2. The 125% factors have been removed from the module instruction manual.

48.5 "To allow for increased output of a module or panel resulting from certain conditions of use, the installation instructions for a module or panel shall include the following statement or the equivalent: "Under normal conditions, a photovoltaic module is likely to experience conditions that produce more current and/or voltage than reported at standard test conditions. The requirements of the National Electrical Code (NEC) in Article 690 shall be followed to address these increased outputs.”

3. A module not mounted in accordance with the instructions in the manual will no longer retain its UL 1703 listing. This emphasizes the NEC requirement in 110.3(B).

48.1(B) 2) "The module is considered to be in compliance with UL 1703 only when the module is mounted in the manner specified by the mounting instructions below.”

4. A module not mounted per the mounting instructions will invalidate the fire rating on the module. See photo 4.

48.1(B) 1) "The fire rating of this module is valid only when mounted in the manner specified in the mechanical mounting instructions.”

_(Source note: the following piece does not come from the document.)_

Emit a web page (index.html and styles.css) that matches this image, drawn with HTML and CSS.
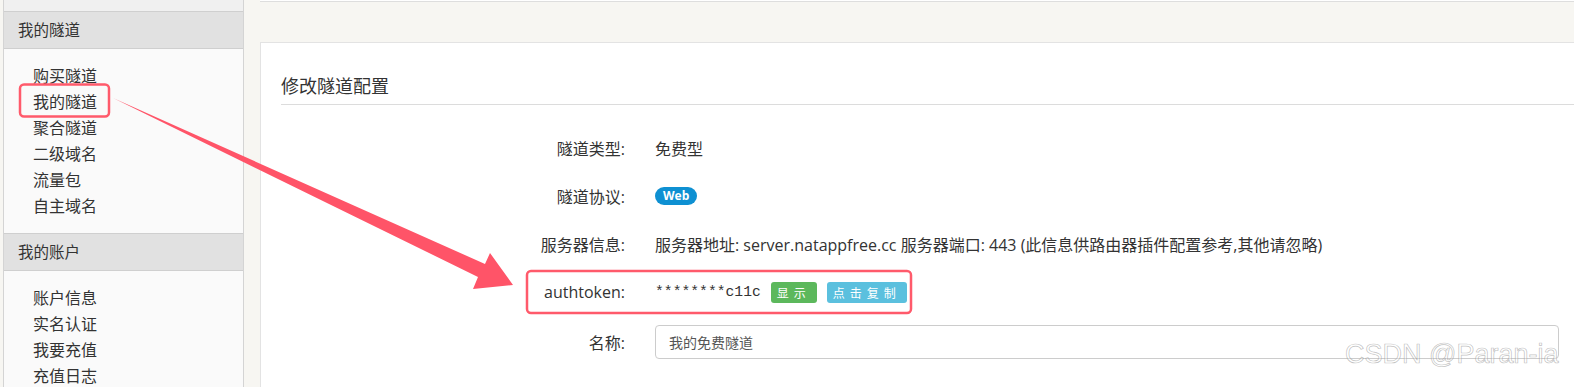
FILE: index.html
```html
<!DOCTYPE html>
<html lang="zh-CN">
<head>
    <meta charset="UTF-8">
    <title>修改隧道配置</title>
    <link rel="stylesheet" href="styles.css">
</head>
<body>
    <div class="page">
        <div class="sidebar">
            <div class="nav-tail"></div>
            <div class="nav-head">我的隧道</div>
            <ul class="nav-list">
                <li>购买隧道</li>
                <li>我的隧道</li>
                <li>聚合隧道</li>
                <li>二级域名</li>
                <li>流量包</li>
                <li>自主域名</li>
            </ul>
            <div class="nav-head">我的账户</div>
            <ul class="nav-list">
                <li>账户信息</li>
                <li>实名认证</li>
                <li>我要充值</li>
                <li>充值日志</li>
            </ul>
        </div>

        <div class="main">
            <div class="panel-prev"></div>
            <div class="panel">
                <h3 class="panel-title">修改隧道配置</h3>
                <div class="form">
                    <div class="form-row">
                        <label>隧道类型:</label>
                        <div class="value">免费型</div>
                    </div>
                    <div class="form-row">
                        <label>隧道协议:</label>
                        <div class="value"><span class="badge">Web</span></div>
                    </div>
                    <div class="form-row">
                        <label>服务器信息:</label>
                        <div class="value">服务器地址: server.natappfree.cc 服务器端口: 443 (此信息供路由器插件配置参考,其他请忽略)</div>
                    </div>
                    <div class="form-row">
                        <label>authtoken:</label>
                        <div class="value">
                            <span class="token">********c11c</span>
                            <button class="btn btn-show">显示</button>
                            <button class="btn btn-copy">点击复制</button>
                        </div>
                    </div>
                    <div class="form-row form-row-input">
                        <label>名称:</label>
                        <div class="value"><input type="text" value="我的免费隧道"></div>
                    </div>
                </div>
            </div>
        </div>
    </div>

    <!-- annotation layer -->
    <svg class="marks" width="1574" height="387" viewBox="0 0 1574 387">
        <rect x="20" y="84.5" width="89" height="32" rx="4" ry="4" fill="none" stroke="#ff5a6b" stroke-width="2.5"/>
        <rect x="527" y="271" width="384" height="42" rx="4" ry="4" fill="none" stroke="#ff5a6b" stroke-width="2.5"/>
        <polygon points="113,98 485,264 490,253 513,285 473,289 478,277" fill="#ff5468"/>
    </svg>

    <div class="watermark">CSDN @Paran-ia</div>
</body>
</html>
```

FILE: styles.css
```css
/* natapp console - tunnel settings */
body {
    margin: 0;
    height: 387px;
    overflow: hidden;
    background-color: #f7f6f2;
    font-family: "Open Sans", "Noto Sans CJK SC", sans-serif;
    font-size: 16px;
    color: #333;
}

.page {
    display: flex;
    align-items: flex-start;
}

/* left menu */
.sidebar {
    box-sizing: border-box;
    width: 241px;
    margin-left: 3px;
    border-left: 1px solid #d4d4d4;
    border-right: 1px solid #d4d4d4;
    background-color: #fafafa;
    min-height: 387px;
}

.nav-tail {
    height: 11px;
    background-color: #f0f0f0;
}

.nav-head {
    height: 36px;
    line-height: 36px;
    padding-left: 14px;
    background-color: #e1e1e1;
    border-top: 1px solid #cfcfcf;
    border-bottom: 1px solid #cfcfcf;
    font-size: 15.5px;
}

.nav-list {
    list-style: none;
    margin: 0;
    padding: 14px 0 14px 29px;
}

.nav-list li {
    height: 26px;
    line-height: 26px;
}

/* right side */
.main {
    flex: 1;
    margin-left: 16px;
}

.panel-prev {
    height: 1px;
    background: #fff;
    border-bottom: 1px solid #dedede;
    margin-bottom: 40px;
}

.panel {
    background: #fff;
    border: 1px solid #e3e3e3;
    border-right: none;
    padding-top: 30px;
    padding-left: 20px;
    min-height: 400px;
}

.panel-title {
    margin: 0;
    font-size: 18px;
    font-weight: normal;
    line-height: 26px;
    padding-bottom: 5px;
    border-bottom: 1px solid #dcdcdc;
}

.form {
    margin-top: 19px;
    padding-right: 15px;
}

.form-row {
    display: grid;
    grid-template-columns: 344px 1fr;
    column-gap: 30px;
    align-items: center;
    height: 48px;
}

.form-row label {
    text-align: right;
}

.form-row-input {
    height: 52px;
}

.value {
    display: flex;
    align-items: center;
    white-space: nowrap;
}

.badge {
    display: inline-block;
    height: 18px;
    line-height: 18px;
    padding: 0 8px;
    border-radius: 9px;
    background-color: #0e90d2;
    color: #fff;
    font-size: 12px;
    font-weight: bold;
}

.token {
    font-family: "Liberation Mono", monospace;
    font-size: 14.7px;
    margin-right: 10px;
}

.btn {
    height: 21px;
    padding: 0 6px;
    border: none;
    border-radius: 3px;
    color: #fff;
    font-family: "Noto Sans CJK SC", sans-serif;
    font-size: 12px;
    letter-spacing: 5px;
    line-height: 21px;
    margin-right: 10px;
}

.btn-show {
    background-color: #5cb85c;
}

.btn-copy {
    background-color: #5bc0de;
}

input {
    box-sizing: border-box;
    width: 100%;
    height: 34px;
    padding: 0 13px;
    border: 1px solid #cccccc;
    border-radius: 4px;
    font-family: "Noto Sans CJK SC", sans-serif;
    font-size: 14px;
    color: #555;
}

/* overlays */
.marks {
    position: absolute;
    left: 0;
    top: 0;
    pointer-events: none;
}

.watermark {
    position: absolute;
    left: 1345px;
    top: 339px;
    font-family: "Liberation Sans", Arial, sans-serif;
    font-size: 27px;
    color: rgba(255, 255, 255, 0.35);
    -webkit-text-stroke: 0.7px rgba(140, 140, 140, 0.55);
}
```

5. A module not grounded according to the grounding instructions in the manual and not in accordance with the labeled grounding points on the module will invalidate the listing on the module. See photos 5 and 6.

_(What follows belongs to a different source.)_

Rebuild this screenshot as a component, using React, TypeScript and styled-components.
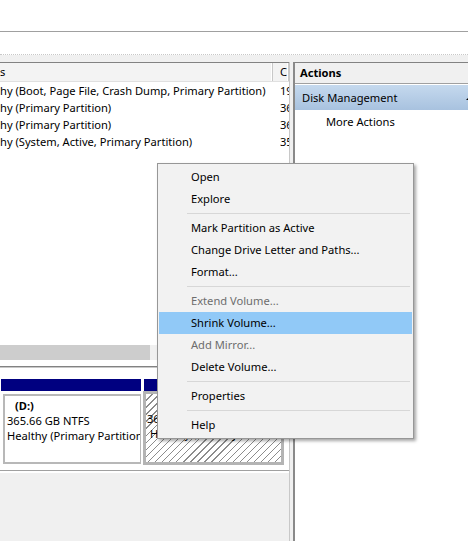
import React from 'react';
import styled, { createGlobalStyle } from 'styled-components';

const GlobalStyle = createGlobalStyle`
  html, body {
    margin: 0;
    padding: 0;
    background: #f0f0f0;
  }
`;

const volumes = [
  { status: 'hy (Boot, Page File, Crash Dump, Primary Partition)', cap: '19' },
  { status: 'hy (Primary Partition)', cap: '36' },
  { status: 'hy (Primary Partition)', cap: '36' },
  { status: 'hy (System, Active, Primary Partition)', cap: '35' },
];

type MenuEntry = { label?: string; disabled?: boolean; active?: boolean; sep?: boolean };

const menu: MenuEntry[] = [
  { label: 'Open' },
  { label: 'Explore' },
  { sep: true },
  { label: 'Mark Partition as Active' },
  { label: 'Change Drive Letter and Paths...' },
  { label: 'Format...' },
  { sep: true },
  { label: 'Extend Volume...', disabled: true },
  { label: 'Shrink Volume...', active: true },
  { label: 'Add Mirror...', disabled: true },
  { label: 'Delete Volume...' },
  { sep: true },
  { label: 'Properties' },
  { sep: true },
  { label: 'Help' },
];

const App = () => {
  return (
    <Window>
      <GlobalStyle />
      <Toolbar />
      <SubBar />
      <Workspace>
        <LeftColumn>
          <ListPane>
            <HeaderRow>
              <HeaderCell $width={273}>s</HeaderCell>
              <HeaderCell $pad={7}>C</HeaderCell>
            </HeaderRow>
            {volumes.map((v, i) => (
              <Row key={i}>
                <Cell $width={280}>{v.status}</Cell>
                <Cell>{v.cap}</Cell>
              </Row>
            ))}
            <Filler />
            <HScroll>
              <Thumb />
            </HScroll>
          </ListPane>
          <DiskPane>
            <Partition $width={140}>
              <NavyBar />
              <PartBox>
                <Label $bold $indent={8}>(D:)</Label>
                <Label>365.66 GB NTFS</Label>
                <Label>Healthy (Primary Partition)</Label>
              </PartBox>
            </Partition>
            <Partition $width={141}>
              <NavyBar />
              <HatchedBox>
                <Label>&nbsp;</Label>
                <Label>365.66 GB NTFS</Label>
                <Label $indent={3}>Healthy (Primary Partition)</Label>
              </HatchedBox>
            </Partition>
          </DiskPane>
          <BottomArea />
        </LeftColumn>
        <Splitter />
        <ActionsPane>
          <ActionsHeader>Actions</ActionsHeader>
          <ActionGroup>
            <span>Disk Management</span>
            <CollapseArrow />
          </ActionGroup>
          <ActionItem>More Actions</ActionItem>
        </ActionsPane>
      </Workspace>

      <ContextMenu>
        {menu.map((m, i) =>
          m.sep ? (
            <Separator key={i} />
          ) : (
            <MenuItem key={i} $disabled={m.disabled} $active={m.active}>
              {m.label}
            </MenuItem>
          ),
        )}
      </ContextMenu>
    </Window>
  );
};

const Window = styled.div`
  position: relative;
  width: 468px;
  height: 541px;
  overflow: hidden;
  display: flex;
  flex-direction: column;
  background: #f0f0f0;
  font-family: 'Noto Sans', 'Open Sans', sans-serif;
  font-size: 11.15px;
  color: #000;
`;

const Toolbar = styled.div`
  flex: none;
  height: 31px;
  background: #fff;
  border-bottom: 1px solid #a0a0a0;
`;

const SubBar = styled.div`
  flex: none;
  height: 22px;
  background: #fff;
  border-bottom: 1px dotted #c8c8c8;
`;

const Workspace = styled.div`
  flex: 1;
  display: flex;
  padding-top: 7px;
  min-height: 0;
`;

const LeftColumn = styled.div`
  width: 289px;
  flex: none;
  display: flex;
  flex-direction: column;
  border-right: 1px solid #c8c8c8;
`;

const ListPane = styled.div`
  height: 297px;
  flex: none;
  display: flex;
  flex-direction: column;
  background: #fff;
  border-top: 1px solid #828282;
  border-bottom: 1px solid #828282;
  padding-bottom: 6px;
  overflow: hidden;
`;

const HeaderRow = styled.div`
  display: flex;
  height: 18px;
  background: #f3f3f3;
  border-bottom: 1px solid #e0e0e0;
  flex: none;
`;

const HeaderCell = styled.div<{ $width?: number; $pad?: number }>`
  ${(p) => (p.$width ? `width: ${p.$width}px; flex: none;` : 'flex: 1;')}
  padding-left: ${(p) => p.$pad ?? 0}px;
  line-height: 18px;
  white-space: nowrap;
  overflow: hidden;
  box-sizing: border-box;
  border-right: 1px solid #c8c8c8;
  box-shadow: inset -1px 0 0 #fff;
`;

const Row = styled.div`
  display: flex;
  height: 17px;
  line-height: 17px;
  flex: none;
`;

const Cell = styled.div<{ $width?: number }>`
  ${(p) => (p.$width ? `width: ${p.$width}px; flex: none;` : 'flex: 1;')}
  white-space: nowrap;
  overflow: hidden;
`;

const Filler = styled.div`
  flex: 1;
`;

const HScroll = styled.div`
  flex: none;
  height: 15px;
  background: #f0f0f0;
  display: flex;
`;

const Thumb = styled.div`
  width: 150px;
  background: #cdcdcd;
`;

const DiskPane = styled.div`
  flex: none;
  height: 91px;
  display: flex;
  gap: 3px;
  padding: 11px 0 0 1px;
  background: #fff;
  border-top: 1px solid #c8c8c8;
  border-bottom: 1px solid #a0a0a0;
`;

const Partition = styled.div<{ $width: number }>`
  width: ${(p) => p.$width}px;
  display: flex;
  flex-direction: column;
`;

const NavyBar = styled.div`
  height: 12px;
  background: #000080;
  flex: none;
`;

const PartBox = styled.div`
  margin: 3px 0 0 2px;
  height: 64px;
  border: 2px solid #b8b8b8;
  border-right-width: 1px;
  padding: 2px 0 0 2px;
  background: #fff;
  overflow: hidden;
`;

const HatchedBox = styled.div`
  margin: 0 1px 0 -1px;
  height: 66px;
  border: 3px solid #b4b4b4;
  padding: 2px 0 0 1px;
  overflow: hidden;
  background: repeating-linear-gradient(135deg, #fff 0 4px, #8c8c8c 4px 5px);
`;

const Label = styled.div<{ $bold?: boolean; $indent?: number }>`
  font-weight: ${(p) => (p.$bold ? 700 : 400)};
  padding-left: ${(p) => p.$indent ?? 0}px;
  line-height: 15px;
  white-space: nowrap;
`;

const BottomArea = styled.div`
  flex: 1;
  border-top: 2px solid #fff;
  background: #f0f0f0;
`;

const Splitter = styled.div`
  width: 3px;
  flex: none;
  background: #f0f0f0;
`;

const ActionsPane = styled.div`
  flex: 1;
  display: flex;
  flex-direction: column;
  background: #fff;
  border-left: 2px solid #8a8a8a;
  border-top: 1px solid #828282;
  overflow: hidden;
`;

const ActionsHeader = styled.div`
  height: 20px;
  line-height: 20px;
  padding-left: 5px;
  font-weight: 700;
  background: #f0f0f0;
  border-bottom: 1px solid #a0a0a0;
`;

const ActionGroup = styled.div`
  height: 25px;
  display: flex;
  align-items: center;
  justify-content: space-between;
  padding-left: 7px;
  margin-top: 1px;
  background: linear-gradient(#c5d9ee, #a8c2df);
`;

const CollapseArrow = styled.span`
  width: 0;
  height: 0;
  margin-right: -6px;
  border-left: 4px solid transparent;
  border-right: 4px solid transparent;
  border-bottom: 4px solid #000;
`;

const ActionItem = styled.div`
  height: 24px;
  line-height: 24px;
  padding-left: 31px;
`;

const ContextMenu = styled.div`
  position: absolute;
  left: 157px;
  top: 163px;
  width: 253px;
  padding: 2px 1px;
  background: #f2f2f2;
  border: 1px solid #979797;
  box-shadow: 2px 2px 3px rgba(0, 0, 0, 0.35);
`;

const MenuItem = styled.div<{ $disabled?: boolean; $active?: boolean }>`
  height: 22px;
  line-height: 22px;
  padding-left: 32px;
  color: ${(p) => (p.$disabled ? '#6d6d6d' : '#000')};
  background: ${(p) => (p.$active ? '#91c9f7' : 'transparent')};
  white-space: nowrap;
`;

const Separator = styled.div`
  height: 1px;
  margin: 3px 2px 3px 28px;
  background: #d7d7d7;
`;

export default App;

48.1(B) 3) "A module with exposed conductive parts is considered to be in compliance with UL 1703 only when it is electrically grounded in accordance with the instructions presented below and the requirements of the National Electrical Code.”

Photo 5. Right grounding point; wrong hardware and method.

Photo 5. Right grounding point; wrong hardware and method.

Those grounding instructions include the following:

48.1.1 a) "The grounding method to be used, and where a specific grounding device is supplied or suggested, the following statements:

1) "Where common grounding hardware (nuts, bolts, star washers, spilt-ring lock washers, flat washers and the like) is used to attach a listed grounding/bonding device, the attachment must be made in conformance with the grounding device manufacturer’s instructions.

2) "PV module manufacturers recommending such a method must either 1) thoroughly detail the attachment means in the module installation instructions or 2) refer the installer to readily available manufacturer’s instructions for the grounding/bonding device.

3) "Common hardware items such as nuts, bolts, star washers, lock washers and the like have not been evaluated for electrical conductivity or for use as grounding devices and should be used only for maintaining mechanical connections and holding electrical grounding devices in the proper position for electrical conductivity. Such devices, where supplied with the module and evaluated through the requirements in UL 1703, may be used for grounding connections in accordance with the instructions provided with the module.”

6. A PV laminate without a frame is not considered a listed module until it has been mounted with hardware that has been evaluated with the laminate under this standard or has been subject to a field evaluation by an NRTL.

4) "Any module without a frame (laminate) shall not be considered to comply with the requirements of UL 1703 unless the module is mounted with hardware that has been tested and evaluated with the module under this standard or by a field inspection certifying that the installed module complies with the requirements of UL 1703.”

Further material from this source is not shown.